Zaten anksiyetem vardı. İyice arttı. Son bir-iki yıldır. Kendi ektiğimi kendim yetiştirip(balkonda) kendim stoklayarak tüketmeye çalışıyorum. Kendi ürünlerimden de kendi tohumlarımı alıyorum. Böyle böyle bir döngü yarattım. Bazen “Bu domates mi, bu salatalık mı, bu nasıl biber?” diyoruz. Tatları o kadar farklı ve lezzetli ki artık diğer ürünlerin hepsinden sanki ilaç tadı alıyormuşum gibi hissediyorum. Yoğurdu, ekmeği kendim yapıyorum. Bu sebeple hep daha kırsal kesime gitme isteğim var. Kısıtlı imkanlarla bile elimden gelen ancak bu kadar. Arkadaşın tavukları var yumurtaları ondan satın alıyoruz filan. Şu beton şehrinden bir kurtulursam daha rahat tarım yaparak daha çok kendi döngümü kurabilirim diye düşünüyorum.
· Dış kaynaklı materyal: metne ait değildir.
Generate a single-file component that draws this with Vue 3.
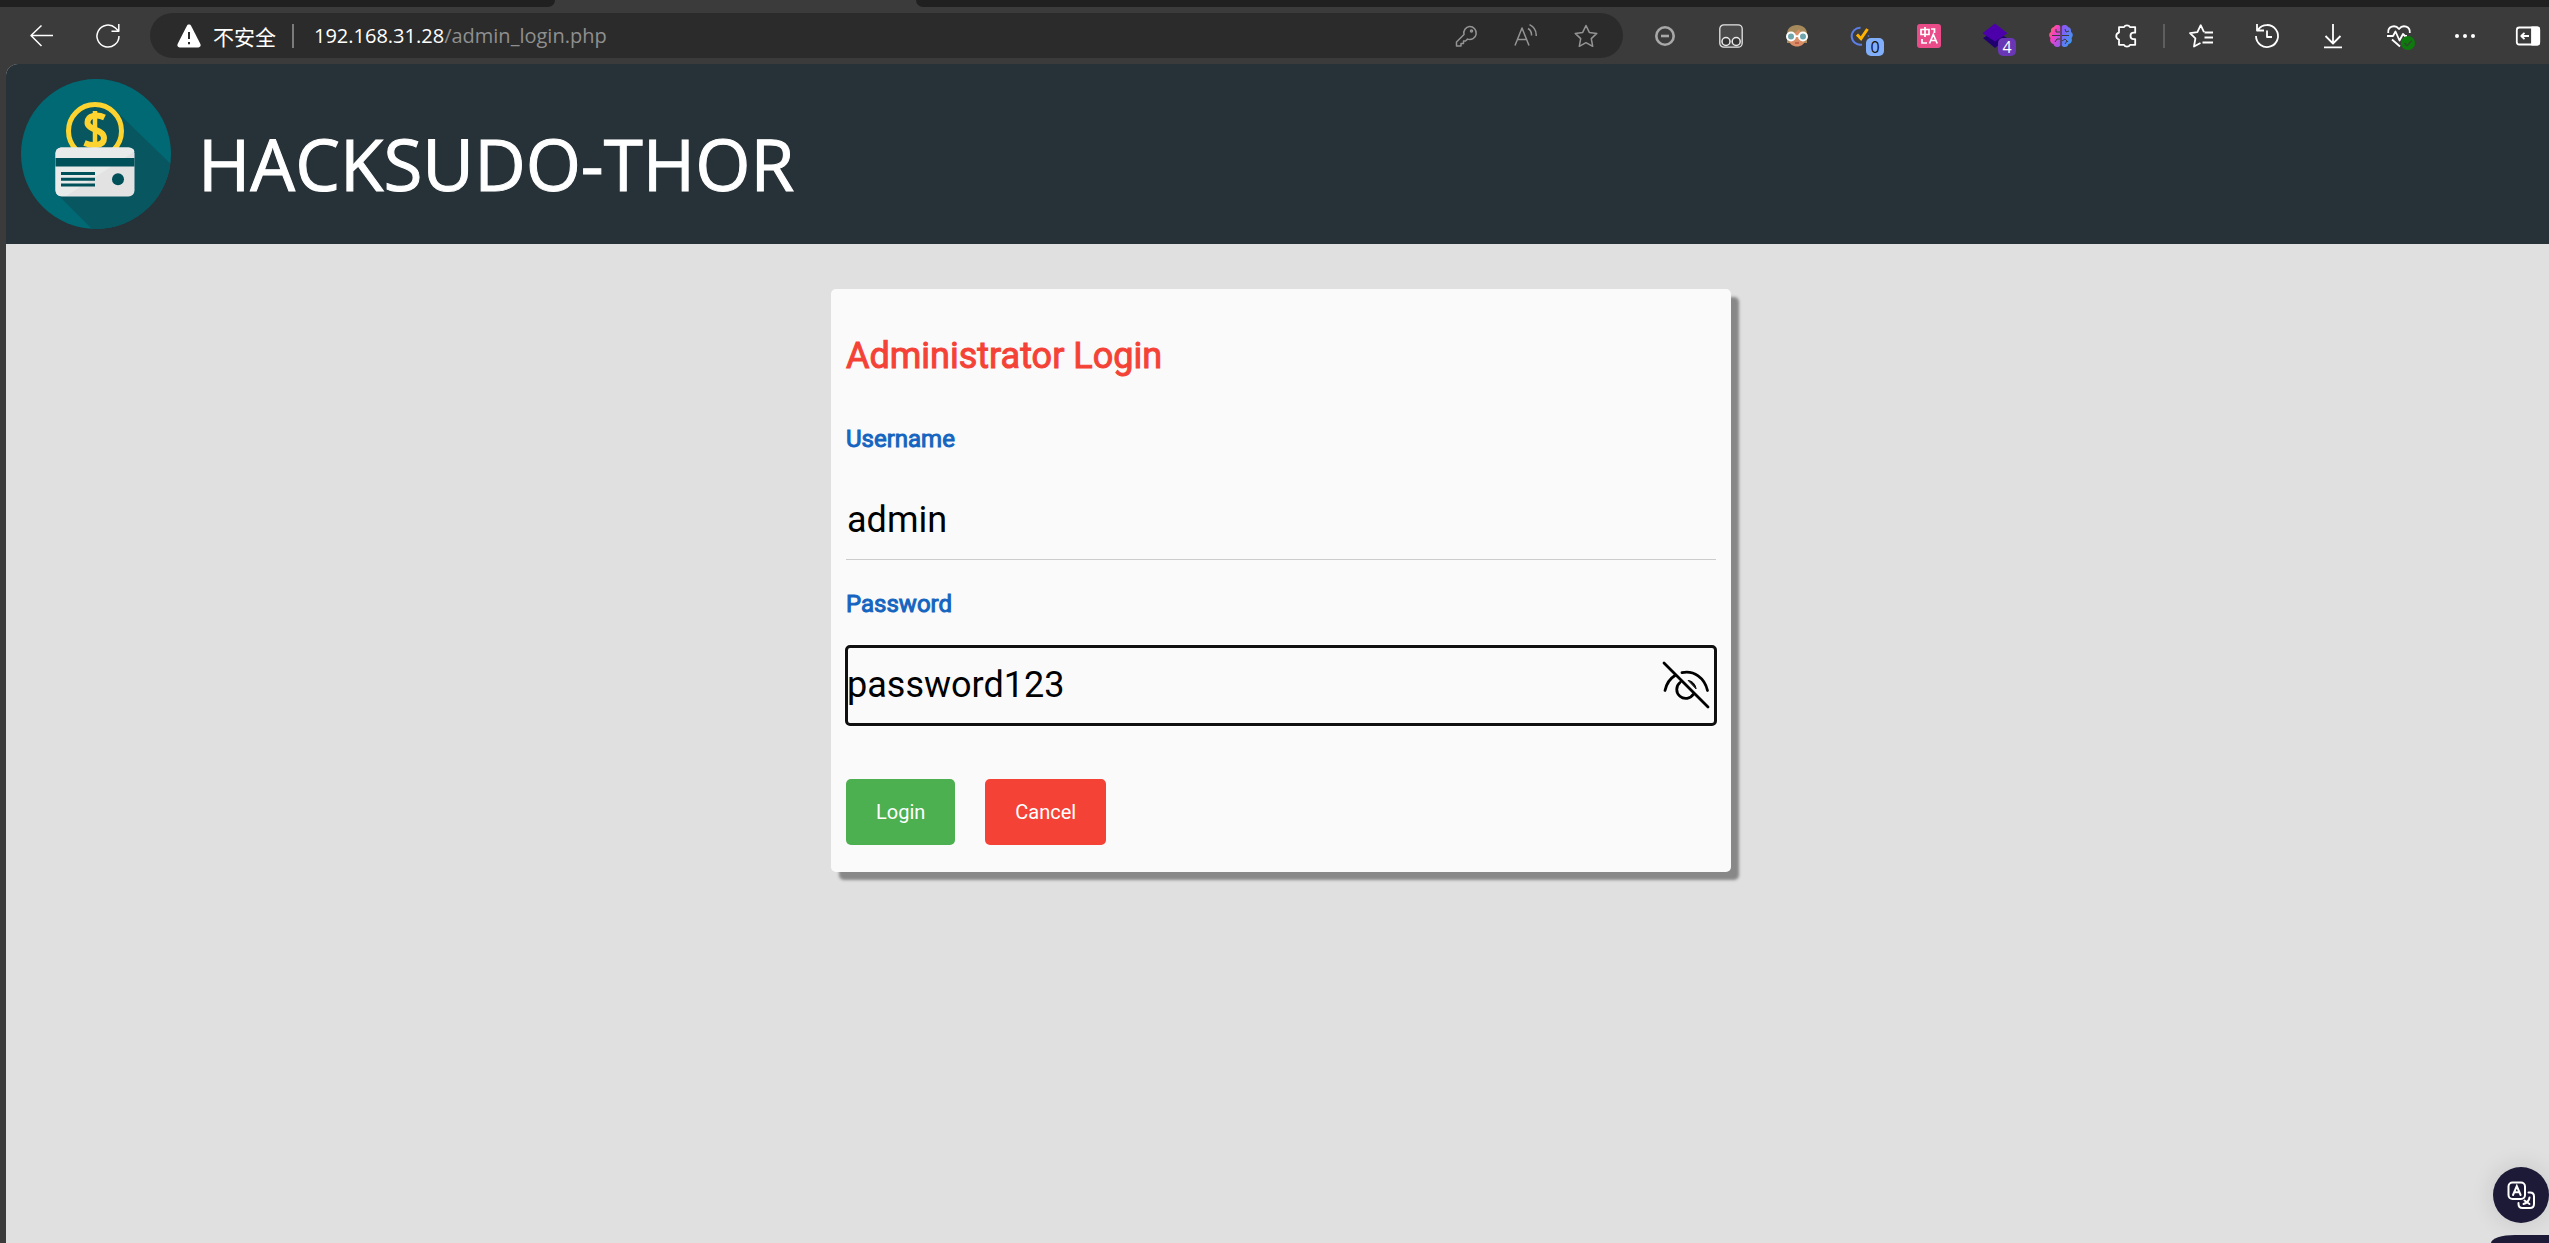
<script setup>
import { ref } from 'vue'

const username = ref('admin')
const password = ref('password123')
const showPassword = ref(true)
</script>

<template>
  <div class="browser">
    <div class="tabs">
      <div class="tabs-before"></div>
      <div class="tabs-after"></div>
    </div>

    <nav class="toolbar" aria-label="Browser toolbar">
      <div class="nav-buttons">
        <button class="icon" aria-label="Back">
          <svg viewBox="0 0 24 24" class="line"><path d="M23 11.5H1M11.5 1.5 1 11.5l10.500 10.500" /></svg>
        </button>
        <button class="icon" aria-label="Reload">
          <svg viewBox="0 0 24 24" class="line"><path d="M23 12A11 11 0 1 1 19.500 4L22.500 7M22.800 0v7.300H15.500" /></svg>
        </button>
      </div>

      <div class="address">
        <svg class="warning" viewBox="0 0 24 24"><path d="M12 .5c1 0 1.700.5 2.200 1.400l9.200 18.200c.8 1.700-.2 3.400-2 3.400H2.600c-1.800 0-2.800-1.700-2-3.400L9.800 1.900C10.300 1 11 .5 12 .5z" fill="#fff" /><path d="M12 8v7M12 18v2.200" stroke="#2b2b2b" stroke-width="2" /></svg>
        <span class="insecure">不安全</span>
        <span class="address-rule"></span>
        <span class="url"><span class="host">192.168.31.28</span>/admin_login.php</span>
        <div class="address-actions">
          <button class="icon" aria-label="Passwords">
            <svg viewBox="0 0 24 24" class="line grey"><path d="M15.500 2.500a6.500 6.500 0 1 1-2 12.600L11.500 17H9.500v2.500H7V22H2.500v-4L10 10.500a6.500 6.500 0 0 1 5.500-8z" /><circle cx="17.500" cy="7" r="1" /></svg>
          </button>
          <button class="icon" aria-label="Read aloud">
            <svg viewBox="0 0 24 24" class="line grey"><path d="M1 21.500 8 4l7 17.500M3.500 15.500h9M14 4.500c2.500 1.500 3.700 4.200 3.500 7M15.500.7c4.700 2.300 7 6.500 6.700 11.300" /></svg>
          </button>
          <button class="icon" aria-label="Add to favorites">
            <svg viewBox="0 0 24 24" class="line grey"><path d="m12 1.500 3.300 6.900 7.500 1-5.500 5.200 1.400 7.700L12 18.700l-6.700 3.600 1.400-7.700L1.200 9.400l7.500-1z" /></svg>
          </button>
        </div>
      </div>

      <div class="group">
        <button class="icon" aria-label="Blocker">
          <svg viewBox="0 0 24 24"><circle cx="12" cy="12" r="8.700" fill="none" stroke="#a8a8a8" stroke-width="2.600" /><path d="M8 12h8" stroke="#a8a8a8" stroke-width="2.600" /></svg>
        </button>
        <button class="icon" aria-label="User scripts">
          <svg viewBox="0 0 24 24" fill="none"><rect x=".8" y=".8" width="22.400" height="22.400" rx="4" fill="#4a4a4a" stroke="#e4e4e4" stroke-width="1.300" /><circle cx="7" cy="17.500" r="4" fill="#333" stroke="#e8e8e8" stroke-width="1.500" /><circle cx="17.200" cy="17.500" r="4" fill="#333" stroke="#e8e8e8" stroke-width="1.500" /></svg>
        </button>
        <button class="icon" aria-label="Profile switcher">
          <svg viewBox="0 0 24 24"><path d="M2 19V10C2 4.500 6 1 12 1s10 3.500 10 9v9z" fill="#a58a5c" /><path d="M4 10c5-.5 8-2 10-5 1 3 3 4.500 6 5v6c0 4-4 6.500-8 6.500S4 20 4 16z" fill="#d98e68" /><circle cx="6" cy="12.500" r="4" fill="#6fa6ae" stroke="#fff" stroke-width="2" /><circle cx="18" cy="12.500" r="4" fill="#6fa6ae" stroke="#fff" stroke-width="2" /><path d="M10 12.200h4" stroke="#fff" stroke-width="1.800" /><path d="M10 19h4" stroke="#b9543f" stroke-width="1.500" /></svg>
        </button>
        <button class="icon" aria-label="Tasks">
          <svg viewBox="0 0 24 24" fill="none"><path d="M9.500 3.700a8.500 8.500 0 1 0 1.500 16.800" stroke="#5c7fe6" stroke-width="2" /><path d="m6 10.500 4 4.200L16.500 5" stroke="#ffb300" stroke-width="3" /><circle cx="17.500" cy="12" r=".8" fill="#5c7fe6" /></svg>
          <span class="badge blue">0</span>
        </button>
        <button class="icon" aria-label="Translate extension">
          <svg viewBox="0 0 24 24" fill="none" stroke="#fff" stroke-width="1.700"><rect width="24" height="24" rx="3" fill="#ea4c89" stroke="none" /><path d="M4 5.500h8v5H4zM8 3v10M14 5h3.500v4M5 15v4h5M12.500 19.500 16.300 10.500l3.900 9M14 16.500h5" /></svg>
        </button>
        <button class="icon" aria-label="Layers">
          <svg viewBox="0 0 24 24"><path d="m0 14 12-7 12 7-12 10z" fill="#20006e" /><path d="m12-.5 12.500 9.700L12 17.500-.5 9.200z" fill="#4b00aa" /></svg>
          <span class="badge violet">4</span>
        </button>
        <button class="icon" aria-label="Assistant">
          <svg viewBox="0 0 24 24" fill="none">
            <defs>
              <linearGradient id="brain-left" x1="0" y1="0" x2="1" y2="1"><stop offset="0" stop-color="#ff8a2a" /><stop offset=".4" stop-color="#f83fc3" /><stop offset="1" stop-color="#8a5cf5" /></linearGradient>
              <linearGradient id="brain-right" x1="0" y1="0" x2="1" y2="1"><stop offset="0" stop-color="#9a4df5" /><stop offset="1" stop-color="#28a8f5" /></linearGradient>
            </defs>
            <path d="M11.300 2.500v19C9.500 24 5 23.500 4.500 20 1.500 19.500.5 16.500 1.500 14-.5 12 0 9 2 8c-.5-3 1-4.500 3-5C6 .5 10 .5 11.300 2.500z" fill="url(#brain-left)" />
            <path d="M12.700 2.500v19c1.800 2.500 6.300 2 6.800-1.500 3-.5 4-3.500 3-6 2-2 1.500-5-.5-6 .5-3-1-4.500-3-5-1-2.500-5-2.500-6.300-.5z" fill="url(#brain-right)" />
            <path d="M3 11.500h8M7 5v3h4M6 18l2-3h3M13 11.500h7M16 5l1 3 3-1M13 17l3-2 3 3M16 20l2-3" stroke="#3b3b3b" stroke-width="1" />
          </svg>
        </button>
        <button class="icon" aria-label="Extensions">
          <svg viewBox="0 0 24 24" class="line bold"><path d="M8 3.200h1a3.300 3 0 0 1 6 0h5.200v5.500h-1.500a3.200 3.200 0 0 0 0 6.400h1.500v5.700H15a3.300 3 0 0 1-6 0H4V15.500a3.600 3.600 0 0 1 0-7V3.200z" /></svg>
        </button>
      </div>

      <span class="group-rule"></span>

      <div class="group">
        <button class="icon" aria-label="Favorites">
          <svg viewBox="0 0 24 24" class="line bold"><path d="M15.500 8.500h8.500M15.500 13.500h8.500M13.500 18.500h10.500M15 8.200 11.700 1.200 8.400 8.200 1 9.200l5.400 5.200L5 22.500l6.500-3.500" /></svg>
        </button>
        <button class="icon" aria-label="History">
          <svg viewBox="0 0 24 24" class="line bold"><path d="M1 12A11 11 0 1 0 3 5.700M2 0v6.500h7M12 6.500V13h5" /></svg>
        </button>
        <button class="icon" aria-label="Downloads">
          <svg viewBox="0 0 24 24" class="line bold"><path d="M12 0v19M4.500 12 12 19.500 19.500 12M3 23.300h18" /></svg>
        </button>
        <button class="icon" aria-label="Browser essentials">
          <svg viewBox="0 0 24 24" class="line bold"><path d="M1.200 9C.5 2.500 8 0 12 5c4-5 11.500-2.500 10.800 4M0 12h6l2.500-4.500 4 9L16 10l2 2h2M5 15.500l8 7" /></svg>
          <span class="check"><svg viewBox="0 0 14 14"><path d="m3.500 7 2.500 2.700 4.800-5" fill="none" stroke="#2d4a2d" stroke-width="1.600" /></svg></span>
        </button>
        <button class="icon" aria-label="Settings and more">
          <svg viewBox="0 0 24 24" fill="#fff"><circle cx="4" cy="12" r="2" /><circle cx="12" cy="12" r="2" /><circle cx="20" cy="12" r="2" /></svg>
        </button>
        <button class="icon" aria-label="Sidebar">
          <svg viewBox="3 0 24 24" class="line bold"><rect x=".8" y="3.500" width="22.400" height="17" rx="2.500" /><path d="M16 3.500h5.500c1 0 1.700.7 1.700 1.700v13.600c0 1-.7 1.700-1.700 1.700H16z" fill="#fff" /><path d="M13 12H5.500M8.500 8.800 5.300 12l3.200 3.200" /></svg>
        </button>
      </div>
    </nav>

    <div class="page">
      <header class="site-header">
        <svg class="logo" viewBox="0 0 150 150" aria-hidden="true">
          <defs><clipPath id="disc"><circle cx="75" cy="75" r="75" /></clipPath></defs>
          <circle cx="75" cy="75" r="75" fill="#006974" />
          <g clip-path="url(#disc)">
            <path d="M94 31 160 95v65H81L37 116z" fill="#075660" />
          </g>
          <circle cx="74" cy="52" r="26.500" fill="#075660" stroke="#fdd32f" stroke-width="5" />
          <path d="M83.500 38.500c-7-3.500-17-2.500-17 5 0 8 16.500 6.500 16.500 15.500 0 8-11 8.500-19.500 5" fill="none" stroke="#fdd32f" stroke-width="6" />
          <path d="M74 32v38" stroke="#fdd32f" stroke-width="4.500" />
          <rect x="34.500" y="68.500" width="79" height="49" rx="6" fill="#e2e2e3" />
          <path d="M40.500 68.500h67c3 0 5 1 6 4L45 117h-4.500c-4 0-6-3-6-6V74.500c0-4 3-6 6-6z" fill="#e9ebeb" />
          <path d="M34.500 79h79v8.500h-79z" fill="#00505a" />
          <path d="M40 94.500h34M40 100.300h34M40 106h34" stroke="#00505a" stroke-width="3" />
          <circle cx="97" cy="100.300" r="6" fill="#00505a" />
        </svg>
        <h1>HACKSUDO-THOR</h1>
      </header>

      <main>
        <form class="card" @submit.prevent>
          <h2>Administrator Login</h2>
          <div class="field">
            <label for="username">Username</label>
            <input id="username" v-model="username" type="text" autocomplete="off" spellcheck="false" />
          </div>
          <div class="field">
            <label for="password">Password</label>
            <div class="password">
              <input id="password" v-model="password" class="active" :type="showPassword ? 'text' : 'password'" autocomplete="off" spellcheck="false" />
              <button type="button" class="reveal" aria-label="Hide password" @click="showPassword = !showPassword">
                <svg viewBox="0 0 48 48" fill="none" stroke="#000" stroke-width="2.800" stroke-linecap="round"><path d="M2 2l44 44M3 29.500C4.500 22.500 8 17.500 13 14.500M20 11.700c12-2.500 22.500 5 25.500 17.800M18 21.500a9 9 0 1 0 13.500 11.500" /><path d="M26.500 19.500c4 .5 7 4 7.500 8z" fill="#000" stroke-width="1" /></svg>
              </button>
            </div>
          </div>
          <div class="actions">
            <button type="submit" class="button login">Login</button>
            <button type="button" class="button cancel">Cancel</button>
          </div>
        </form>
      </main>
    </div>

    <div class="floating">
      <button class="translate" aria-label="Translate page">
        <svg viewBox="0 0 28 28" fill="none" stroke="#fff" stroke-width="2" stroke-linecap="round"><rect x="1.500" y="1.500" width="16.500" height="16.500" rx="4" /><path d="m6 14 3.800-9 3.800 9M7.300 11.300h5M21.500 11.500h1.500c2.500 0 4 1.500 4 4V23c0 2.500-1.500 4-4 4h-7.500c-2.500 0-4-1.500-4-4v-1M16.500 23c3.500-1 5.500-3 6-6.500M17.500 19.500l5 3.500" /></svg>
      </button>
      <button class="more" aria-label="More tools"></button>
    </div>
  </div>
</template>

<style>
html,
body {
  margin: 0;
  background: #3b3b3b;
}
</style>

<style scoped>
* {
  box-sizing: border-box;
}

.browser {
  display: flex;
  flex-direction: column;
  min-height: 100vh;
  overflow: hidden;
  background: #3b3b3b;
  font-family: Roboto, "Liberation Sans", sans-serif;
}

button {
  border: 0;
  padding: 0;
  background: none;
  font-family: inherit;
  cursor: pointer;
}

svg {
  display: block;
  width: 100%;
  height: 100%;
  overflow: visible;
}

.tabs {
  display: flex;
  gap: 361px;
  height: 7px;
}

.tabs-before {
  flex: 0 0 555px;
  background: #202020;
  border-bottom-right-radius: 8px;
}

.tabs-after {
  flex: 1;
  background: #202020;
  border-bottom-left-radius: 8px;
}

.toolbar {
  display: flex;
  align-items: center;
  height: 57px;
  padding: 0 6px 0 30px;
}

.nav-buttons,
.group {
  display: flex;
  gap: 42px;
}

.icon {
  position: relative;
  flex: none;
  width: 24px;
  height: 24px;
}

.line {
  fill: none;
  stroke: #fff;
  stroke-width: 1.5;
  stroke-linejoin: round;
}

.line.bold {
  stroke-width: 1.8;
}

.line.grey {
  stroke: #949494;
}

.address {
  display: flex;
  align-items: center;
  flex: 1;
  height: 45px;
  margin: 0 30px;
  padding: 0 25px 0 27px;
  border-radius: 23px;
  background: #2b2b2b;
  color: #8f8f8f;
  white-space: nowrap;
}

.warning {
  flex: none;
  width: 24px;
  height: 24px;
}

.insecure {
  margin-left: 12px;
  color: #fff;
  font: 21px/30px "Noto Sans CJK SC", sans-serif;
}

.address-rule {
  width: 2px;
  height: 24px;
  margin: 0 20px 0 16px;
  background: #7a7a7a;
}

.url {
  font: 20px/30px "Open Sans", "Noto Sans", sans-serif;
}

.host {
  color: #fff;
}

.address-actions {
  display: flex;
  gap: 36px;
  margin-left: auto;
}

.group-rule {
  width: 2px;
  height: 24px;
  margin: 0 24px;
  background: #5e5e5e;
}

.badge {
  position: absolute;
  top: 14px;
  left: 15px;
  width: 18px;
  height: 18px;
  border-radius: 5px;
  font: 16px/18px "Open Sans", sans-serif;
  text-align: center;
}

.badge.blue {
  background: #82affa;
  color: #111;
}

.badge.violet {
  background: #6936b5;
  color: #fff;
}

.check {
  position: absolute;
  top: 12px;
  left: 14px;
  width: 14px;
  height: 14px;
  border-radius: 50%;
  background: #0e7a0d;
}

.page {
  flex: 1;
  margin-left: 6px;
  overflow: hidden;
  border-top-left-radius: 12px;
  background: #e0e0e0;
}

.site-header {
  display: flex;
  height: 180px;
  padding: 15px;
  background: #263238;
}

.logo {
  flex: none;
  width: 150px;
  height: 150px;
}

h1 {
  margin: 40px 0 0 27px;
  color: #fff;
  font: 400 71px/90px "Open Sans", "Noto Sans", sans-serif;
  -webkit-text-stroke: 1px #fff;
}

main {
  padding: 45px 0 45px 7px;
}

.card {
  position: relative;
  width: 100%;
  max-width: 900px;
  margin: 0 auto;
  padding: 40px 15px 27px;
  border-radius: 5px;
  background: #fafafa;
  box-shadow: 8px 8px 3px #888;
}

h2 {
  margin: 0 0 38px;
  color: #f44336;
  font-size: 36px;
  font-weight: 400;
  line-height: 54px;
  -webkit-text-stroke: 1px #f44336;
}

.field {
  margin-bottom: 26px;
}

label {
  display: block;
  margin-bottom: 24px;
  color: #1565c0;
  font-size: 24px;
  line-height: 36px;
  -webkit-text-stroke: 1px #1565c0;
}

input {
  display: block;
  width: 100%;
  height: 79px;
  padding: 0 1px;
  border: 0;
  border-bottom: 1px solid #ccc;
  background: transparent;
  color: #000;
  font: 36px/42px Roboto, "Liberation Sans", sans-serif;
}

.password {
  position: relative;
}

input.active {
  padding-right: 60px;
  border-color: transparent;
  border-radius: 4px;
  outline: 3px solid #101010;
  outline-offset: -2px;
  box-shadow: 0 0 0 2px #fff;
}

.reveal {
  position: absolute;
  top: 15px;
  right: 6px;
  width: 48px;
  height: 48px;
}

.actions {
  display: flex;
  gap: 30px;
  padding-top: 28px;
}

.button {
  height: 66px;
  padding: 0 30px;
  border-radius: 5px;
  color: #fff;
  font-size: 20px;
}

.login {
  background: #4caf50;
}

.cancel {
  background: #f44336;
}

.floating {
  position: fixed;
  right: 0;
  bottom: 0;
  display: flex;
  flex-direction: column;
  align-items: flex-end;
  gap: 12px;
}

.translate {
  width: 56px;
  height: 56px;
  padding: 14px;
  border-radius: 50%;
  background: #1c1a36;
  box-shadow: 0 0 24px rgba(0, 0, 0, 0.12);
}

.more {
  width: 58px;
  height: 8px;
  border-radius: 24px 0 0 0 / 8px 0 0 0;
  background: #1c1a36;
}
</style>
Kapalı balkonda bile ürünler yamuk yumuk, abuk subuk büyüyor. Hiçbiri tek düze klon gibi değil. Eh makarna yerine de erişte kullanıyorum. :thinking: Az daha hani yerim olsa tavuktu, inekti alacağım. İki sene içinde İstanbul’dan kaçma planım var. Herkese de bu fikri aşıladım. Topluca göç edeceğiz bu gidişle.

5 Beğeni

Bir köy kuralım, mimarisi falan bize has olsun.
Yabancılar geldiklerinde kendilerini fantastik bir evrende hissetsinler. (Bu cümleyi kurarken nedense aklıma şu tatsız haribo reklamı geldi.)

Hep böyle hayaller kuruyodum. Umarım günün birinde şatom olur.

6 Beğeni

Bu da Soner Yalçın’ın kitabından mı?